BEGIN SOURCE EXCERPT
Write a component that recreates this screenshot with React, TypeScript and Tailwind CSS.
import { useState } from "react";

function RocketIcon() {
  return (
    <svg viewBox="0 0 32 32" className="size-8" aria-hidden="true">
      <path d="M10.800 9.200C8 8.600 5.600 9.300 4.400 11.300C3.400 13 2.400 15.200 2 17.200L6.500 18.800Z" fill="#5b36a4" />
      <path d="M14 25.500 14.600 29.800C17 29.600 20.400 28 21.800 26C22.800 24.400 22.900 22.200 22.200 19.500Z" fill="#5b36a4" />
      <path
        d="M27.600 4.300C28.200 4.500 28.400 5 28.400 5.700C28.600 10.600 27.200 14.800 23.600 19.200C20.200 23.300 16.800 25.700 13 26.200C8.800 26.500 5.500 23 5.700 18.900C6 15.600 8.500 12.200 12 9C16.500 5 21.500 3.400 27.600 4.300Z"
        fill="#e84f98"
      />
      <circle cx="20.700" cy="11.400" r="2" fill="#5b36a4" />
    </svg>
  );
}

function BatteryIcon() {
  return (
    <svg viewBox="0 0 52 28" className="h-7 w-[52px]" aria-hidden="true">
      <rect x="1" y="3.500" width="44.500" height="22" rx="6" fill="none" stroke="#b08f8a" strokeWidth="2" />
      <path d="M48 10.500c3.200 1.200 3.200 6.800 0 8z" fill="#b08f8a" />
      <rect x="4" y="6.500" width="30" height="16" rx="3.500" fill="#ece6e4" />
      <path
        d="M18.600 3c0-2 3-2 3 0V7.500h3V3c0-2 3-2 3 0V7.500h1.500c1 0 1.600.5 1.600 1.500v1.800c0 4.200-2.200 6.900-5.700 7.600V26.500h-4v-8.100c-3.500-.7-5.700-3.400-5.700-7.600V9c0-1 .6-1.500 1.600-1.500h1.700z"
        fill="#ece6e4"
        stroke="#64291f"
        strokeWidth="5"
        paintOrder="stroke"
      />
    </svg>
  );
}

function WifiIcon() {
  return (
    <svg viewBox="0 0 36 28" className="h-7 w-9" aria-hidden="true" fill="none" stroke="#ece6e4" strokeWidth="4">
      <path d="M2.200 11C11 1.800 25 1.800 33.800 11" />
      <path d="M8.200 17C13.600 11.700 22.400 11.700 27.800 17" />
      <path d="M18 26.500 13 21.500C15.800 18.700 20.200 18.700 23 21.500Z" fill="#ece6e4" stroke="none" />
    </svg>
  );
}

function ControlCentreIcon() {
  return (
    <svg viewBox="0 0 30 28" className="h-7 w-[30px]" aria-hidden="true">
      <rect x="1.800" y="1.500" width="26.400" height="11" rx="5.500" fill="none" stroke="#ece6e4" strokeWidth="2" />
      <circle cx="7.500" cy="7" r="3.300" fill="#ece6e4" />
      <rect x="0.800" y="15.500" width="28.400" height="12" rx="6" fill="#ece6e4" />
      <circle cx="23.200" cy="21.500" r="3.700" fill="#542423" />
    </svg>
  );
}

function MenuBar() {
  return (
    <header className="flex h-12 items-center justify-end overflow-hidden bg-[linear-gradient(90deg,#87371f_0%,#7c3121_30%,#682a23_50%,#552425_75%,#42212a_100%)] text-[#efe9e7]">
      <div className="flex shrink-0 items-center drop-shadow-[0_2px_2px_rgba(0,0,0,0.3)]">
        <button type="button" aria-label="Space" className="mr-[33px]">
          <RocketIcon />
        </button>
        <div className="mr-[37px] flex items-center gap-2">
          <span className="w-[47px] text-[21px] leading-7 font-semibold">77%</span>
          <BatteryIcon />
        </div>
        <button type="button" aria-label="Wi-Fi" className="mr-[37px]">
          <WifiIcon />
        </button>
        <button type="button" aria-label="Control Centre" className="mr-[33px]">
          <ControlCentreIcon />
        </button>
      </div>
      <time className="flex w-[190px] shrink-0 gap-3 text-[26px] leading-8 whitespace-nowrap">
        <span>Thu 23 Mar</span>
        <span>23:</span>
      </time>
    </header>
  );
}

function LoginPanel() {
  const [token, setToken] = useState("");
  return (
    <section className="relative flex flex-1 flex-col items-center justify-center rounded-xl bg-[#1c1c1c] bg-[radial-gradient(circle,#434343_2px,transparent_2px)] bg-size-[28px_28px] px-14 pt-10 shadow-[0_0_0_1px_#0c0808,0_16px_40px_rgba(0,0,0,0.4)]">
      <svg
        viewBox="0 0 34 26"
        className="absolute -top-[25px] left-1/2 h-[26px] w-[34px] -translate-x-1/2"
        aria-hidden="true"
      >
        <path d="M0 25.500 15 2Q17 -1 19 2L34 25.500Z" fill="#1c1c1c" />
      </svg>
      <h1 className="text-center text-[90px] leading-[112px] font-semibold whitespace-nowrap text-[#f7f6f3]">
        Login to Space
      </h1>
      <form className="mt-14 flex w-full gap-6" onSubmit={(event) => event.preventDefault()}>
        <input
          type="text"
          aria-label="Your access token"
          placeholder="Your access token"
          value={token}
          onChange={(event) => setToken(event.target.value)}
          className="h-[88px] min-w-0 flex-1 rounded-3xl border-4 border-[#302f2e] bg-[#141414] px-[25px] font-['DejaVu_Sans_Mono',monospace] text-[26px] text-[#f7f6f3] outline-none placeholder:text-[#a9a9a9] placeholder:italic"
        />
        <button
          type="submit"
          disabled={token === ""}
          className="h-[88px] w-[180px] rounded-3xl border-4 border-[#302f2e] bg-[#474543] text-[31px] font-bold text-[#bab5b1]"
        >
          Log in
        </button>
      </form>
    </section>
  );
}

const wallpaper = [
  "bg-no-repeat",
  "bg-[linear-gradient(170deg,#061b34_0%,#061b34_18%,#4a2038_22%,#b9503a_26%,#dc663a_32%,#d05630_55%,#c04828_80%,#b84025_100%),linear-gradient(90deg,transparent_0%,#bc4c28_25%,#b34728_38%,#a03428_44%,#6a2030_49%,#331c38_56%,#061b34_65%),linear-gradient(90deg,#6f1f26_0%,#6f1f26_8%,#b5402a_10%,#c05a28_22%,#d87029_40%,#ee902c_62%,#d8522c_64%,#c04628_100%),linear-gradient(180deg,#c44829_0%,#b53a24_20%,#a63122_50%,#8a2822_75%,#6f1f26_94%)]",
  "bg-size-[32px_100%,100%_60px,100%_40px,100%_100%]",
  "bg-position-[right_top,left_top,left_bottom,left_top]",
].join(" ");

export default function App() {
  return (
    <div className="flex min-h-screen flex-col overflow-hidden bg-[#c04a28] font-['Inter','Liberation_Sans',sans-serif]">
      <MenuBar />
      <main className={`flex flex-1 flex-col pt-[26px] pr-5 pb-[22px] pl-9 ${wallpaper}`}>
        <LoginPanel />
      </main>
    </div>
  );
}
END SOURCE EXCERPT
### WORK TO DO
Each line of the material should be duplicated exactly, please.

### COMPLETE RESPONSE
Write a component that recreates this screenshot with React, TypeScript and Tailwind CSS.
import { useState } from "react";

function RocketIcon() {
  return (
    <svg viewBox="0 0 32 32" className="size-8" aria-hidden="true">
      <path d="M10.800 9.200C8 8.600 5.600 9.300 4.400 11.300C3.400 13 2.400 15.200 2 17.200L6.500 18.800Z" fill="#5b36a4" />
      <path d="M14 25.500 14.600 29.800C17 29.600 20.400 28 21.800 26C22.800 24.400 22.900 22.200 22.200 19.500Z" fill="#5b36a4" />
      <path
        d="M27.600 4.300C28.200 4.500 28.400 5 28.400 5.700C28.600 10.600 27.200 14.800 23.600 19.200C20.200 23.300 16.800 25.700 13 26.200C8.800 26.500 5.500 23 5.700 18.900C6 15.600 8.500 12.200 12 9C16.500 5 21.500 3.400 27.600 4.300Z"
        fill="#e84f98"
      />
      <circle cx="20.700" cy="11.400" r="2" fill="#5b36a4" />
    </svg>
  );
}

function BatteryIcon() {
  return (
    <svg viewBox="0 0 52 28" className="h-7 w-[52px]" aria-hidden="true">
      <rect x="1" y="3.500" width="44.500" height="22" rx="6" fill="none" stroke="#b08f8a" strokeWidth="2" />
      <path d="M48 10.500c3.200 1.200 3.200 6.800 0 8z" fill="#b08f8a" />
      <rect x="4" y="6.500" width="30" height="16" rx="3.500" fill="#ece6e4" />
      <path
        d="M18.600 3c0-2 3-2 3 0V7.500h3V3c0-2 3-2 3 0V7.500h1.500c1 0 1.600.5 1.600 1.500v1.800c0 4.200-2.200 6.900-5.700 7.600V26.500h-4v-8.100c-3.500-.7-5.700-3.400-5.700-7.600V9c0-1 .6-1.500 1.600-1.500h1.700z"
        fill="#ece6e4"
        stroke="#64291f"
        strokeWidth="5"
        paintOrder="stroke"
      />
    </svg>
  );
}

function WifiIcon() {
  return (
    <svg viewBox="0 0 36 28" className="h-7 w-9" aria-hidden="true" fill="none" stroke="#ece6e4" strokeWidth="4">
      <path d="M2.200 11C11 1.800 25 1.800 33.800 11" />
      <path d="M8.200 17C13.600 11.700 22.400 11.700 27.800 17" />
      <path d="M18 26.500 13 21.500C15.800 18.700 20.200 18.700 23 21.500Z" fill="#ece6e4" stroke="none" />
    </svg>
  );
}

function ControlCentreIcon() {
  return (
    <svg viewBox="0 0 30 28" className="h-7 w-[30px]" aria-hidden="true">
      <rect x="1.800" y="1.500" width="26.400" height="11" rx="5.500" fill="none" stroke="#ece6e4" strokeWidth="2" />
      <circle cx="7.500" cy="7" r="3.300" fill="#ece6e4" />
      <rect x="0.800" y="15.500" width="28.400" height="12" rx="6" fill="#ece6e4" />
      <circle cx="23.200" cy="21.500" r="3.700" fill="#542423" />
    </svg>
  );
}

function MenuBar() {
  return (
    <header className="flex h-12 items-center justify-end overflow-hidden bg-[linear-gradient(90deg,#87371f_0%,#7c3121_30%,#682a23_50%,#552425_75%,#42212a_100%)] text-[#efe9e7]">
      <div className="flex shrink-0 items-center drop-shadow-[0_2px_2px_rgba(0,0,0,0.3)]">
        <button type="button" aria-label="Space" className="mr-[33px]">
          <RocketIcon />
        </button>
        <div className="mr-[37px] flex items-center gap-2">
          <span className="w-[47px] text-[21px] leading-7 font-semibold">77%</span>
          <BatteryIcon />
        </div>
        <button type="button" aria-label="Wi-Fi" className="mr-[37px]">
          <WifiIcon />
        </button>
        <button type="button" aria-label="Control Centre" className="mr-[33px]">
          <ControlCentreIcon />
        </button>
      </div>
      <time className="flex w-[190px] shrink-0 gap-3 text-[26px] leading-8 whitespace-nowrap">
        <span>Thu 23 Mar</span>
        <span>23:</span>
      </time>
    </header>
  );
}

function LoginPanel() {
  const [token, setToken] = useState("");
  return (
    <section className="relative flex flex-1 flex-col items-center justify-center rounded-xl bg-[#1c1c1c] bg-[radial-gradient(circle,#434343_2px,transparent_2px)] bg-size-[28px_28px] px-14 pt-10 shadow-[0_0_0_1px_#0c0808,0_16px_40px_rgba(0,0,0,0.4)]">
      <svg
        viewBox="0 0 34 26"
        className="absolute -top-[25px] left-1/2 h-[26px] w-[34px] -translate-x-1/2"
        aria-hidden="true"
      >
        <path d="M0 25.500 15 2Q17 -1 19 2L34 25.500Z" fill="#1c1c1c" />
      </svg>
      <h1 className="text-center text-[90px] leading-[112px] font-semibold whitespace-nowrap text-[#f7f6f3]">
        Login to Space
      </h1>
      <form className="mt-14 flex w-full gap-6" onSubmit={(event) => event.preventDefault()}>
        <input
          type="text"
          aria-label="Your access token"
          placeholder="Your access token"
          value={token}
          onChange={(event) => setToken(event.target.value)}
          className="h-[88px] min-w-0 flex-1 rounded-3xl border-4 border-[#302f2e] bg-[#141414] px-[25px] font-['DejaVu_Sans_Mono',monospace] text-[26px] text-[#f7f6f3] outline-none placeholder:text-[#a9a9a9] placeholder:italic"
        />
        <button
          type="submit"
          disabled={token === ""}
          className="h-[88px] w-[180px] rounded-3xl border-4 border-[#302f2e] bg-[#474543] text-[31px] font-bold text-[#bab5b1]"
        >
          Log in
        </button>
      </form>
    </section>
  );
}

const wallpaper = [
  "bg-no-repeat",
  "bg-[linear-gradient(170deg,#061b34_0%,#061b34_18%,#4a2038_22%,#b9503a_26%,#dc663a_32%,#d05630_55%,#c04828_80%,#b84025_100%),linear-gradient(90deg,transparent_0%,#bc4c28_25%,#b34728_38%,#a03428_44%,#6a2030_49%,#331c38_56%,#061b34_65%),linear-gradient(90deg,#6f1f26_0%,#6f1f26_8%,#b5402a_10%,#c05a28_22%,#d87029_40%,#ee902c_62%,#d8522c_64%,#c04628_100%),linear-gradient(180deg,#c44829_0%,#b53a24_20%,#a63122_50%,#8a2822_75%,#6f1f26_94%)]",
  "bg-size-[32px_100%,100%_60px,100%_40px,100%_100%]",
  "bg-position-[right_top,left_top,left_bottom,left_top]",
].join(" ");

export default function App() {
  return (
    <div className="flex min-h-screen flex-col overflow-hidden bg-[#c04a28] font-['Inter','Liberation_Sans',sans-serif]">
      <MenuBar />
      <main className={`flex flex-1 flex-col pt-[26px] pr-5 pb-[22px] pl-9 ${wallpaper}`}>
        <LoginPanel />
      </main>
    </div>
  );
}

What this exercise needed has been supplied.